WRITTEN REQUEST — Copy each line of the data below exactly, leaving out pictures.
-- start RECORDED DATA --
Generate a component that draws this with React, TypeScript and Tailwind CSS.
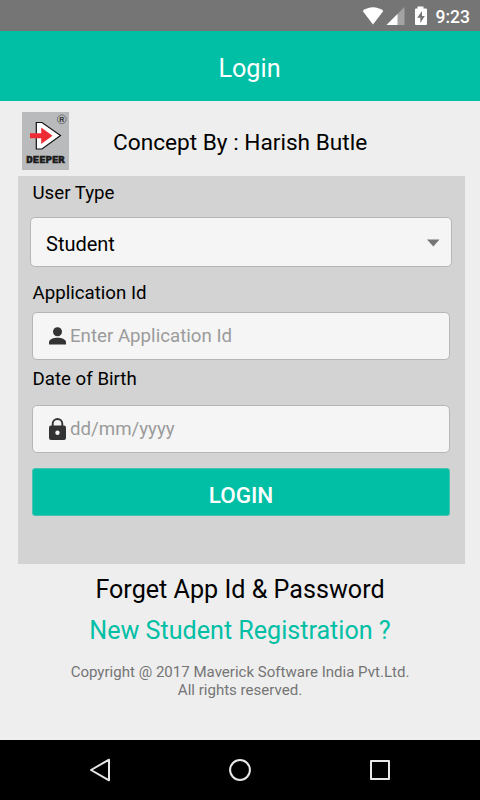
import type { ReactNode } from "react";

function StatusBar() {
  return (
    <div className="flex h-[31px] items-center justify-end bg-[#757575] pr-[10px] text-white">
      <svg width="66" height="24" viewBox="0 0 66 24" className="mr-[8px]">
        <path d="M0.7 7C6.500 2.100 15.500 2.100 21.300 7L11 20.500Z" fill="#fff" />
        <path d="M24.500 21L42.500 3V21Z" fill="#a3a3a3" />
        <path d="M24.500 21L35.500 10V21Z" fill="#fff" />
        <path
          fillRule="evenodd"
          d="M55.500 2.500H61.500V4.500H64Q65 4.500 65 5.500V20Q65 21 64 21H54Q53 21 53 20V5.500Q53 4.500 54 4.500H55.500ZM60 7L55.200 13.700H58.300V19L62.800 12H60Z"
          fill="#fff"
        />
      </svg>
      <span className="relative top-[1px] text-[17.500px] leading-[20px] font-medium">9:23</span>
    </div>
  );
}

function DeeperLogo() {
  return (
    <svg width="47" height="58" viewBox="0 0 47 58">
      <rect width="47" height="58" fill="#b8babc" />
      <circle cx="39.800" cy="7.300" r="4.400" fill="none" stroke="#555" strokeWidth="0.700" />
      <text x="39.900" y="9.900" textAnchor="middle" fontSize="7" fontWeight="700" fill="#333" fontFamily="Liberation Sans, sans-serif">
        R
      </text>
      <path d="M14.300 10.500H20L38.500 23.500L20 37H14.300Z" fill="#fff" stroke="#111" strokeWidth="1.200" />
      <path d="M8 21.200H19.200V15.500L30.500 23.700L19.200 32V26.200H8Z" fill="#ee2c35" />
      <text
        x="4.300"
        y="51.300"
        textLength="38.500"
        lengthAdjust="spacingAndGlyphs"
        fontSize="9"
        fontWeight="700"
        fill="#1a1a1a"
        stroke="#1a1a1a"
        strokeWidth="0.600"
        fontFamily="DejaVu Sans Mono, monospace"
      >
        DEEPER
      </text>
    </svg>
  );
}

function Field({ icon, placeholder }: { icon: ReactNode; placeholder: string }) {
  return (
    <div className="mr-[15px] ml-[14.500px] flex h-[48px] items-center rounded-[5px] border border-[#b6b6b6] bg-[#f5f5f5] pl-[13px]">
      {icon}
      <span className="text-[18.700px] leading-[24px] text-[#9b9b9b]">{placeholder}</span>
    </div>
  );
}

function PersonIcon() {
  return (
    <svg width="24" height="24" viewBox="0 0 24 24" fill="#333">
      <circle cx="11.500" cy="7.700" r="4.500" />
      <path d="M3 20.500V18.200C3 15.200 8 13.800 11.500 13.800S20 15.200 20 18.200V20.500Z" />
    </svg>
  );
}

function LockIcon() {
  return (
    <svg width="24" height="24" viewBox="0 0 24 24">
      <path d="M6.700 10V6.800A4.800 4.800 0 0 1 16.300 6.800V10" fill="none" stroke="#333" strokeWidth="1.900" />
      <rect x="3" y="8.500" width="17" height="14.500" rx="2" fill="#333" />
      <circle cx="11.500" cy="15.800" r="2.200" fill="#f5f5f5" />
    </svg>
  );
}

function NavBar() {
  return (
    <div className="flex h-[60px] items-center justify-between bg-black px-[88px]">
      <svg width="24" height="26" viewBox="0 0 24 26" fill="none" stroke="#e8e8e8" strokeWidth="2" strokeLinejoin="round">
        <path d="M3 13L21 2.700V23.300Z" />
      </svg>
      <svg width="24" height="26" viewBox="0 0 24 26" fill="none" stroke="#e8e8e8" strokeWidth="2">
        <circle cx="12" cy="13" r="9.900" />
      </svg>
      <svg width="24" height="26" viewBox="0 0 24 26" fill="none" stroke="#e8e8e8" strokeWidth="2" strokeLinejoin="round">
        <rect x="3" y="4" width="18" height="18" />
      </svg>
    </div>
  );
}

export default function App() {
  return (
    <div className="flex h-[800px] w-[480px] flex-col overflow-hidden bg-[#eeeeee] font-['Roboto',sans-serif] text-black">
      <StatusBar />
      <header className="flex h-[70px] items-center justify-center bg-[#00bfa5] pt-[5px] pl-[19px] text-[25.200px] leading-[30px] text-white">
        Login
      </header>
      <div className="flex h-[75px] pt-[11px] pl-[22px]">
        <DeeperLogo />
        <h1 className="mt-[16px] ml-[44px] text-[22.650px] leading-[30px]">Concept By : Harish Butle</h1>
      </div>
      <main className="ml-[17.500px] flex h-[387.500px] w-[447.500px] flex-col bg-[#d3d3d3]">
        <label className="mt-[5px] ml-[15px] h-[24px] text-[18.700px] leading-[24px]">User Type</label>
        <div className="mt-[12px] mr-[13px] ml-[12.500px] flex h-[50px] shrink-0 items-center justify-between rounded-[5px] border border-[#b6b6b6] bg-[#f5f5f5] pr-[11px] pl-[15px]">
          <span className="pt-[3px] text-[20px] leading-[24px]">Student</span>
          <svg width="14" height="8" viewBox="0 0 14 8" fill="#757575" className="mt-[1px]">
            <path d="M1 0.500H13.500L7.300 7.500Z" />
          </svg>
        </div>
        <label className="mt-[14px] mb-[7px] ml-[15px] h-[24px] text-[18.700px] leading-[24px]">Application Id</label>
        <Field icon={<PersonIcon />} placeholder="Enter Application Id" />
        <label className="mt-[7px] mb-[14px] ml-[15px] h-[24px] text-[18.700px] leading-[24px]">Date of Birth</label>
        <Field icon={<LockIcon />} placeholder="dd/mm/yyyy" />
        <button className="mr-[15px] ml-[14.500px] mt-[15px] flex h-[48px] items-center justify-center rounded-[3px] border border-[#45c4b0] bg-[#00bfa5] pt-[5px] text-[22.500px] leading-[26px] font-medium text-white">
          LOGIN
        </button>
      </main>
      <div className="flex flex-1 flex-col items-center">
        <a className="mt-[10px] text-[25.150px] leading-[32px]">Forget App Id &amp; Password</a>
        <a className="mt-[9px] text-[25.100px] leading-[32px] text-[#00bfa5]">New Student Registration ?</a>
        <p className="mt-[16px] text-center text-[15.050px] leading-[18px] text-[#757575]">
          Copyright @ 2017 Maverick Software India Pvt.Ltd.
          <br />
          All rights reserved.
        </p>
      </div>
      <NavBar />
    </div>
  );
}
-- end RECORDED DATA --
PROBLEM SOLUTION —
Generate a component that draws this with React, TypeScript and Tailwind CSS.
import type { ReactNode } from "react";

function StatusBar() {
  return (
    <div className="flex h-[31px] items-center justify-end bg-[#757575] pr-[10px] text-white">
      <svg width="66" height="24" viewBox="0 0 66 24" className="mr-[8px]">
        <path d="M0.7 7C6.500 2.100 15.500 2.100 21.300 7L11 20.500Z" fill="#fff" />
        <path d="M24.500 21L42.500 3V21Z" fill="#a3a3a3" />
        <path d="M24.500 21L35.500 10V21Z" fill="#fff" />
        <path
          fillRule="evenodd"
          d="M55.500 2.500H61.500V4.500H64Q65 4.500 65 5.500V20Q65 21 64 21H54Q53 21 53 20V5.500Q53 4.500 54 4.500H55.500ZM60 7L55.200 13.700H58.300V19L62.800 12H60Z"
          fill="#fff"
        />
      </svg>
      <span className="relative top-[1px] text-[17.500px] leading-[20px] font-medium">9:23</span>
    </div>
  );
}

function DeeperLogo() {
  return (
    <svg width="47" height="58" viewBox="0 0 47 58">
      <rect width="47" height="58" fill="#b8babc" />
      <circle cx="39.800" cy="7.300" r="4.400" fill="none" stroke="#555" strokeWidth="0.700" />
      <text x="39.900" y="9.900" textAnchor="middle" fontSize="7" fontWeight="700" fill="#333" fontFamily="Liberation Sans, sans-serif">
        R
      </text>
      <path d="M14.300 10.500H20L38.500 23.500L20 37H14.300Z" fill="#fff" stroke="#111" strokeWidth="1.200" />
      <path d="M8 21.200H19.200V15.500L30.500 23.700L19.200 32V26.200H8Z" fill="#ee2c35" />
      <text
        x="4.300"
        y="51.300"
        textLength="38.500"
        lengthAdjust="spacingAndGlyphs"
        fontSize="9"
        fontWeight="700"
        fill="#1a1a1a"
        stroke="#1a1a1a"
        strokeWidth="0.600"
        fontFamily="DejaVu Sans Mono, monospace"
      >
        DEEPER
      </text>
    </svg>
  );
}

function Field({ icon, placeholder }: { icon: ReactNode; placeholder: string }) {
  return (
    <div className="mr-[15px] ml-[14.500px] flex h-[48px] items-center rounded-[5px] border border-[#b6b6b6] bg-[#f5f5f5] pl-[13px]">
      {icon}
      <span className="text-[18.700px] leading-[24px] text-[#9b9b9b]">{placeholder}</span>
    </div>
  );
}

function PersonIcon() {
  return (
    <svg width="24" height="24" viewBox="0 0 24 24" fill="#333">
      <circle cx="11.500" cy="7.700" r="4.500" />
      <path d="M3 20.500V18.200C3 15.200 8 13.800 11.500 13.800S20 15.200 20 18.200V20.500Z" />
    </svg>
  );
}

function LockIcon() {
  return (
    <svg width="24" height="24" viewBox="0 0 24 24">
      <path d="M6.700 10V6.800A4.800 4.800 0 0 1 16.300 6.800V10" fill="none" stroke="#333" strokeWidth="1.900" />
      <rect x="3" y="8.500" width="17" height="14.500" rx="2" fill="#333" />
      <circle cx="11.500" cy="15.800" r="2.200" fill="#f5f5f5" />
    </svg>
  );
}

function NavBar() {
  return (
    <div className="flex h-[60px] items-center justify-between bg-black px-[88px]">
      <svg width="24" height="26" viewBox="0 0 24 26" fill="none" stroke="#e8e8e8" strokeWidth="2" strokeLinejoin="round">
        <path d="M3 13L21 2.700V23.300Z" />
      </svg>
      <svg width="24" height="26" viewBox="0 0 24 26" fill="none" stroke="#e8e8e8" strokeWidth="2">
        <circle cx="12" cy="13" r="9.900" />
      </svg>
      <svg width="24" height="26" viewBox="0 0 24 26" fill="none" stroke="#e8e8e8" strokeWidth="2" strokeLinejoin="round">
        <rect x="3" y="4" width="18" height="18" />
      </svg>
    </div>
  );
}

export default function App() {
  return (
    <div className="flex h-[800px] w-[480px] flex-col overflow-hidden bg-[#eeeeee] font-['Roboto',sans-serif] text-black">
      <StatusBar />
      <header className="flex h-[70px] items-center justify-center bg-[#00bfa5] pt-[5px] pl-[19px] text-[25.200px] leading-[30px] text-white">
        Login
      </header>
      <div className="flex h-[75px] pt-[11px] pl-[22px]">
        <DeeperLogo />
        <h1 className="mt-[16px] ml-[44px] text-[22.650px] leading-[30px]">Concept By : Harish Butle</h1>
      </div>
      <main className="ml-[17.500px] flex h-[387.500px] w-[447.500px] flex-col bg-[#d3d3d3]">
        <label className="mt-[5px] ml-[15px] h-[24px] text-[18.700px] leading-[24px]">User Type</label>
        <div className="mt-[12px] mr-[13px] ml-[12.500px] flex h-[50px] shrink-0 items-center justify-between rounded-[5px] border border-[#b6b6b6] bg-[#f5f5f5] pr-[11px] pl-[15px]">
          <span className="pt-[3px] text-[20px] leading-[24px]">Student</span>
          <svg width="14" height="8" viewBox="0 0 14 8" fill="#757575" className="mt-[1px]">
            <path d="M1 0.500H13.500L7.300 7.500Z" />
          </svg>
        </div>
        <label className="mt-[14px] mb-[7px] ml-[15px] h-[24px] text-[18.700px] leading-[24px]">Application Id</label>
        <Field icon={<PersonIcon />} placeholder="Enter Application Id" />
        <label className="mt-[7px] mb-[14px] ml-[15px] h-[24px] text-[18.700px] leading-[24px]">Date of Birth</label>
        <Field icon={<LockIcon />} placeholder="dd/mm/yyyy" />
        <button className="mr-[15px] ml-[14.500px] mt-[15px] flex h-[48px] items-center justify-center rounded-[3px] border border-[#45c4b0] bg-[#00bfa5] pt-[5px] text-[22.500px] leading-[26px] font-medium text-white">
          LOGIN
        </button>
      </main>
      <div className="flex flex-1 flex-col items-center">
        <a className="mt-[10px] text-[25.150px] leading-[32px]">Forget App Id &amp; Password</a>
        <a className="mt-[9px] text-[25.100px] leading-[32px] text-[#00bfa5]">New Student Registration ?</a>
        <p className="mt-[16px] text-center text-[15.050px] leading-[18px] text-[#757575]">
          Copyright @ 2017 Maverick Software India Pvt.Ltd.
          <br />
          All rights reserved.
        </p>
      </div>
      <NavBar />
    </div>
  );
}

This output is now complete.